The rationale for this wording at the time was the belief that a tenant could serve a section 26 request at the same time as serving a break notice, triggering a right to a new tenancy at a potentially lower rent. Case law has since clarified that a tenant can't do this, so the condition doesn't achieve anything.

Nevertheless, Lord Justice Lewison ruled that where an option prescribes substantive conditions that must be fulfilled, they must be completely fulfilled.

He recognised this was "a harsh result", but the "clear moral" was that if a tenant wants to avoid expensive litigation, and the possible loss of a valuable right to break, it must pay close attention to all the requirements of the clause, including the formal requirements, and "follow them precisely".

Landlords will scrutinise every last detail of a break clause to try and challenge whether a tenant has validly exercised its break option.

Is it really fair for landlords to be able to defeat a commercially negotiated break option - a fundamental term that will have been taken into account by the parties when agreeing length of term and rent - on the basis of legal pedantry?

Fair or not, if you're a tenant you must comply with your break clause to the letter if it's to be effective, and try to avoid conditions in break clauses altogether when negotiating new ones.

There may still be room for legal argument in future cases over what is a mandatory condition, and what isn't - but that's not going to provide any commercial certainty.
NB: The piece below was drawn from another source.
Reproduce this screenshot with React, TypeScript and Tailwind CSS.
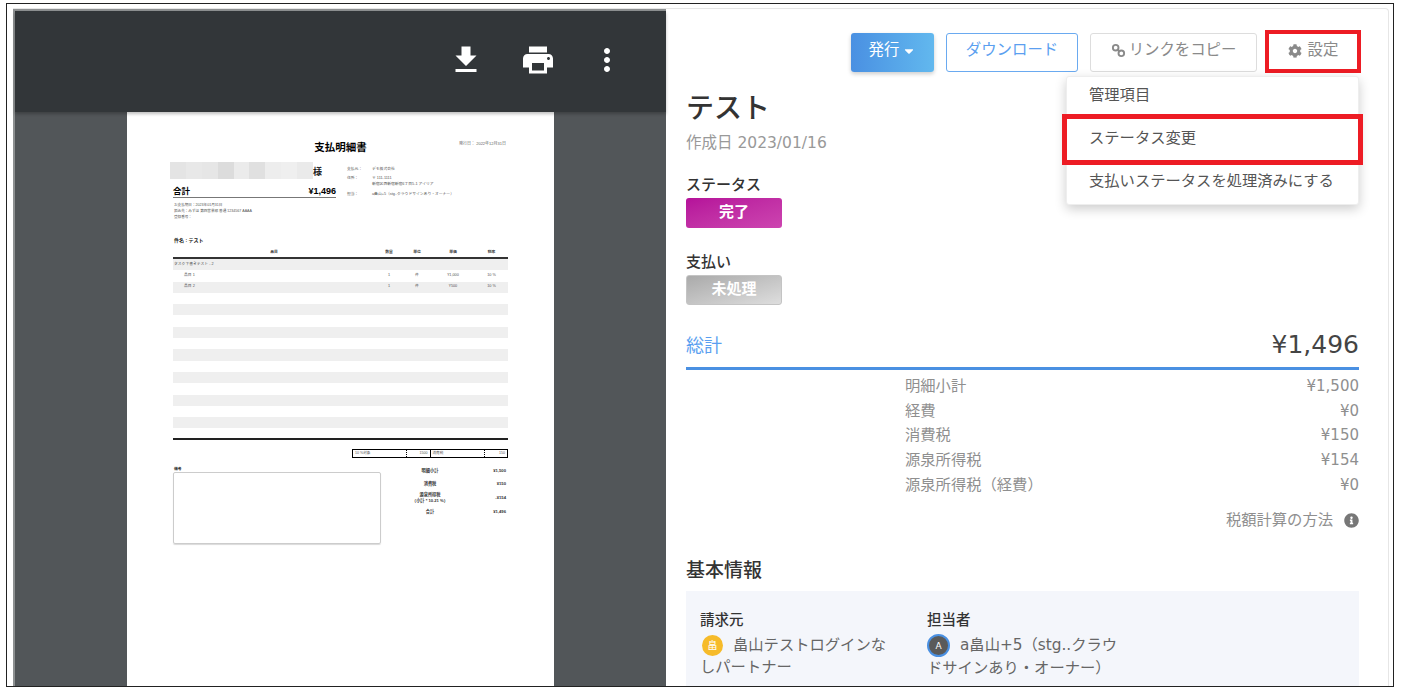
import React from "react";
import { FaCaretDown, FaCog, FaInfoCircle } from "react-icons/fa";

const rowLabels = [
  ["明細小計", "¥1,500"],
  ["経費", "¥0"],
  ["消費税", "¥150"],
  ["源泉所得税", "¥154"],
  ["源泉所得税（経費）", "¥0"],
];

const docRows = [
  ["タスク下書きテスト - 2", "", "", "", ""],
  ["品目 1", "1", "件", "¥1,000", "10 %"],
  ["品目 2", "1", "件", "¥500", "10 %"],
  ...Array.from({ length: 12 }, () => ["", "", "", "", ""]),
];

const blurShades = ["#e4e4e4", "#e8e8e8", "#e6e6e6", "#dcdcdc", "#ebebeb", "#e0e0e0", "#ededed", "#efefef", "#eaeaea"];

function LinkIcon() {
  return (
    <svg viewBox="0 0 16 16" className="w-[15px] h-[15px]" fill="none" stroke="#8a8a8a" strokeWidth="2">
      <circle cx="5" cy="5" r="3" />
      <circle cx="11" cy="11" r="3" />
      <path d="M6.5 6.5l3 3" />
    </svg>
  );
}

function DocPage() {
  return (
    <div className="w-[427px] h-full mx-auto bg-white px-[46px] font-['Liberation_Sans','Noto_Sans_CJK_JP',sans-serif] text-[#333]">
      <div className="grid grid-cols-[1fr_auto_1fr] pt-[28px]">
        <div />
        <div className="text-[10.5px] leading-[14px] font-bold text-black">支払明細書</div>
        <div className="text-right pr-[2px] pt-[1px] text-[4px] leading-[5px] text-[#666]">発行日： 2022年12月31日</div>
      </div>

      <div className="flex mt-[8px]">
        <div className="w-[163px]">
          <div className="flex items-center h-[17px] -ml-[3px]">
            <div className="flex w-[143px] h-[17px]">
              {blurShades.map((c, i) => (
                <div key={i} className="flex-1" style={{ backgroundColor: c }} />
              ))}
            </div>
            <div className="text-[9px] leading-[12px] font-bold text-[#222] pt-[2px]">様</div>
          </div>
          <div className="flex justify-between items-end h-[19px] border-b border-[#777] font-bold text-black">
            <span className="text-[8.5px] leading-[12px]">合計</span>
            <span className="text-[9px] leading-[12px]">¥1,496</span>
          </div>
          <div className="mt-[4px] text-[3.6px] leading-[6px] text-[#555] pl-[1px]">
            <div>お支払期日：2023年01月31日</div>
            <div>振込先：みずほ 第四営業部 普通 1234567 AAAA</div>
            <div>登録番号：</div>
          </div>
        </div>
        <div className="ml-[11px] pt-[4px] text-[3.8px] leading-[6px] text-[#555]">
          <div className="flex">
            <span className="w-[25px]">支払元：</span>
            <span>デモ株式会社</span>
          </div>
          <div className="flex mt-[3px]">
            <span className="w-[25px]">住所：</span>
            <span>
              〒 111-1111
              <br />
              新宿区西新宿新宿6丁目5-1 アイリア
            </span>
          </div>
          <div className="flex mt-[4px]">
            <span className="w-[25px]">担当：</span>
            <span>a畠山+5（stg..クラウドサインあり・オーナー）</span>
          </div>
        </div>
      </div>

      <div className="mt-[17px] text-[5px] leading-[7px] font-bold text-[#222] pl-[1px]">件名 : テスト</div>

      <div className="grid grid-cols-[202px_28px_28px_44px_33px] text-center text-[3.8px] leading-[6px] font-bold text-[#444] mt-[5px] pb-[2px] border-b-2 border-[#333]">
        <div>品目</div>
        <div>数量</div>
        <div>単位</div>
        <div>単価</div>
        <div>税率</div>
      </div>
      {docRows.map((r, i) => (
        <div
          key={i}
          className={`grid grid-cols-[202px_28px_28px_44px_33px] h-[11.3px] items-center text-center text-[3.8px] text-[#555] ${i % 2 === 0 ? "bg-[#efefef]" : "bg-white"}`}
        >
          <div className={`text-left ${i === 0 ? "pl-[1px]" : "pl-[11px]"}`}>{r[0]}</div>
          <div>{r[1]}</div>
          <div>{r[2]}</div>
          <div>{r[3]}</div>
          <div>{r[4]}</div>
        </div>
      ))}

      <div className="mt-[10px] h-[2px] bg-[#222]" />

      <div className="flex justify-end mt-[9px]">
        <div className="flex w-[156px] h-[9px] border border-black text-[3.6px] leading-[7px] text-[#555]">
          <div className="flex-1 flex justify-between px-[2px] border-r border-black">
            <span className="w-[52px] border-r border-dotted border-black">10 %対象</span>
            <span>1500</span>
          </div>
          <div className="flex-1 flex justify-between px-[2px]">
            <span className="w-[52px] border-r border-dotted border-black">消費税</span>
            <span>150</span>
          </div>
        </div>
      </div>

      <div className="flex mt-[8px]">
        <div className="w-[208px]">
          <div className="text-[3.8px] leading-[6px] font-bold text-[#333] pl-[1px]">備考</div>
          <div className="w-[208px] h-[72px] rounded-[2px] border border-[#ccc] shadow-[0_1px_1px_rgba(0,0,0,0.15)]" />
        </div>
        <div className="flex-1 -mt-[2px] text-[4.2px] font-bold text-[#333]">
          <div className="grid grid-cols-[1fr_36px] items-center text-center h-[13px]">
            <div className="pl-[7px]">明細小計</div>
            <div className="text-right pr-[2px]">¥1,500</div>
          </div>
          <div className="grid grid-cols-[1fr_36px] items-center text-center h-[13px]">
            <div className="pl-[7px]">消費税</div>
            <div className="text-right pr-[2px]">¥150</div>
          </div>
          <div className="grid grid-cols-[1fr_36px] items-center text-center h-[15px] leading-[6px]">
            <div className="pl-[7px]">
              源泉所得税
              <br />
              （小計 * 10.21 %）
            </div>
            <div className="text-right pr-[2px]">-¥154</div>
          </div>
          <div className="grid grid-cols-[1fr_36px] items-center text-center h-[14px]">
            <div className="pl-[7px]">合計</div>
            <div className="text-right pr-[2px]">¥1,496</div>
          </div>
        </div>
      </div>
    </div>
  );
}

function PdfPanel() {
  return (
    <div className="w-[653px] shrink-0 flex flex-col bg-[#525659] border-l-2 border-t-2 border-[#8d9091] min-h-0">
      <div className="h-[101px] shrink-0 bg-[#323639] flex justify-end items-start pt-[31px] pr-[41px] gap-[33px] shadow-[0_2px_3px_rgba(0,0,0,0.25)] relative">
        <svg viewBox="0 0 24 24" className="w-[36px] h-[36px] mr-[3px]" fill="#fff">
          <path d="M19 9h-4V3H9v6H5l7 7 7-7zM5 18v2h14v-2H5z" />
        </svg>
        <svg viewBox="0 0 24 24" className="w-[36px] h-[36px]" fill="#fff">
          <path d="M19 8H5c-1.66 0-3 1.34-3 3v6h4v4h12v-4h4v-6c0-1.66-1.34-3-3-3zm-3 11H8v-5h8v5zm3-7c-.55 0-1-.45-1-1s.45-1 1-1 1 .45 1 1-.45 1-1 1zm-1-9H6v4h12V3z" />
        </svg>
        <svg viewBox="0 0 24 24" className="w-[36px] h-[36px]" fill="#fff">
          <path d="M12 8c1.1 0 2-.9 2-2s-.9-2-2-2-2 .9-2 2 .9 2 2 2zm0 2c-1.1 0-2 .9-2 2s.9 2 2 2 2-.9 2-2-.9-2-2-2zm0 6c-1.1 0-2 .9-2 2s.9 2 2 2 2-.9 2-2-.9-2-2-2z" />
        </svg>
      </div>
      <div className="flex-1 min-h-0 overflow-hidden">
        <DocPage />
      </div>
    </div>
  );
}

function Actions() {
  return (
    <div className="relative flex justify-end items-center gap-[12px] pr-[2px] text-[15.4px]">
      <button className="w-[83px] h-[39px] pb-[4px] rounded-[3px] bg-gradient-to-r from-[#4a90e2] to-[#62b8ee] text-white flex items-center justify-center gap-[3px] shadow-[0_2px_4px_rgba(0,0,0,0.2)]">
        発行
        <FaCaretDown className="w-[14px] h-[14px]" />
      </button>
      <button className="w-[132px] h-[39px] pb-[4px] rounded-[3px] bg-white border border-[#6aaaf0] text-[#5b9ff0]">ダウンロード</button>
      <button className="w-[167px] h-[39px] pb-[4px] rounded-[3px] bg-white border border-[#ddd] text-[#8a8a8a] flex items-center justify-center gap-[3px]">
        <LinkIcon />
        リンクをコピー
      </button>
      <div className="relative w-[88px] h-[39px]">
        <button className="w-full h-full pb-[4px] bg-white text-[#8a8a8a] flex items-center justify-center gap-[6px]">
          <FaCog className="w-[14px] h-[14px]" />
          設定
        </button>
        <div className="absolute -left-[4px] -right-[4px] -top-[3px] -bottom-[1px] border-[4px] border-[#ed1c24]" />
      </div>

      <div className="absolute right-0 top-[43px] w-[293px] h-[129px] bg-white rounded-[3px] border border-[#eee] shadow-[0_4px_12px_rgba(0,0,0,0.2)] text-[15.3px] text-[#555] z-10">
        <div className="h-[43px] flex items-center pl-[22px] pb-[6px]">管理項目</div>
        <div className="relative h-[43px] flex items-center pl-[22px] pb-[6px]">
          ステータス変更
          <div className="absolute -left-[5px] -right-[5px] -top-[6px] -bottom-[2px] border-[5px] border-[#ed1c24]" />
        </div>
        <div className="h-[43px] flex items-center pl-[22px] pb-[6px]">支払いステータスを処理済みにする</div>
      </div>
    </div>
  );
}

function DetailPanel() {
  return (
    <div className="flex-1 min-w-0 pl-[20px] pr-[29px] pt-[24px] overflow-hidden text-[#555] font-['DejaVu_Sans','Noto_Sans_CJK_JP',sans-serif]">
      <Actions />

      <h1 className="mt-[16px] text-[28px] leading-[42px] font-medium text-[#333]">テスト</h1>
      <div className="mt-[2px] text-[15.5px] leading-[22px] text-[#999]">作成日 2023/01/16</div>

      <div className="mt-[20px] text-[15px] leading-[22px] font-medium text-[#333]">ステータス</div>
      <div className="w-[96px] h-[30px] mt-[2px] rounded-[3px] bg-gradient-to-br from-[#b5109a] to-[#cd44b0] text-white text-[15px] font-bold flex items-center justify-center pb-[2px]">完了</div>

      <div className="mt-[23px] text-[15px] leading-[22px] font-medium text-[#333]">支払い</div>
      <div className="w-[96px] h-[30px] mt-[2px] rounded-[3px] border border-[#c4c4c4] bg-gradient-to-br from-[#aaaaaa] to-[#dedede] text-white text-[15px] font-bold flex items-center justify-center pb-[2px]">未処理</div>

      <div className="mt-[18px] h-[47px] flex justify-between items-center border-b-[3px] border-[#4a90e2]">
        <span className="text-[18px] text-[#5b9ff0]">総計</span>
        <span className="text-[25px] text-[#444]">¥1,496</span>
      </div>

      <div className="mt-[4px] text-[15.3px] text-[#8f8f8f]">
        {rowLabels.map(([label, value]) => (
          <div key={label} className="flex justify-between h-[24.7px] items-center pl-[219px]">
            <span>{label}</span>
            <span className="text-[15px]">{value}</span>
          </div>
        ))}
      </div>

      <div className="mt-[12px] flex justify-end items-center gap-[11px] text-[15.3px] leading-[22px] text-[#8f8f8f]">
        税額計算の方法
        <FaInfoCircle className="w-[15px] h-[15px] text-[#777]" />
      </div>

      <h2 className="mt-[25px] text-[19px] leading-[28px] font-medium text-[#333]">基本情報</h2>

      <div className="mt-[7px] bg-[#f4f6fb] px-[14px] pt-[18px] pb-[20px] flex text-[15.3px] leading-[22px]">
        <div className="w-[227px] shrink-0 pr-[38px]">
          <div className="font-medium text-[#333] text-[14.5px] mb-[3px]">請求元</div>
          <div className="text-[#666]">
            <span className="inline-flex align-middle items-center justify-center w-[21px] h-[21px] ml-[2px] rounded-full bg-[#f6bb2a] text-white text-[10px] mr-[10px]">畠</span>
            <span>畠山テストログインなしパートナー</span>
          </div>
        </div>
        <div className="w-[195px] shrink-0">
          <div className="font-medium text-[#333] text-[14.5px] mb-[3px]">担当者</div>
          <div className="text-[#666]">
            <span className="inline-flex align-middle items-center justify-center w-[23px] h-[23px] rounded-full bg-[#5a5a5a] border-2 border-[#4a90e2] text-white text-[9px] mr-[10px]">A</span>
            <span>a畠山+5（stg..クラウドサインあり・オーナー）</span>
          </div>
        </div>
      </div>
    </div>
  );
}

export default function App() {
  return (
    <div className="w-[1407px] h-[695px] bg-white pt-[3px] pl-[6px] overflow-hidden">
      <div className="w-[1388px] h-[684px] border-[1.5px] border-[#222] pl-[6px] pt-[4px] pr-[4px] overflow-hidden">
        <div className="flex h-[calc(100%+10px)] border-t border-r border-[#e6e6e6] rounded-tr-[4px]">
          <PdfPanel />
          <DetailPanel />
        </div>
      </div>
    </div>
  );
}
This ruling comes ahead of the eagerly awaited judgment from the Court of Appeal in the M&S case**, where the High Court had signalled what many had hoped was a more flexible approach to the interpretation of break clauses more generally, holding that the tenant was able to recover rent and other charges overpaid in respect of the period after it exercised its break clause.

The Siemens case appears to take us back in another direction.

Which path will the Court of Appeal follow in the M&S appeal?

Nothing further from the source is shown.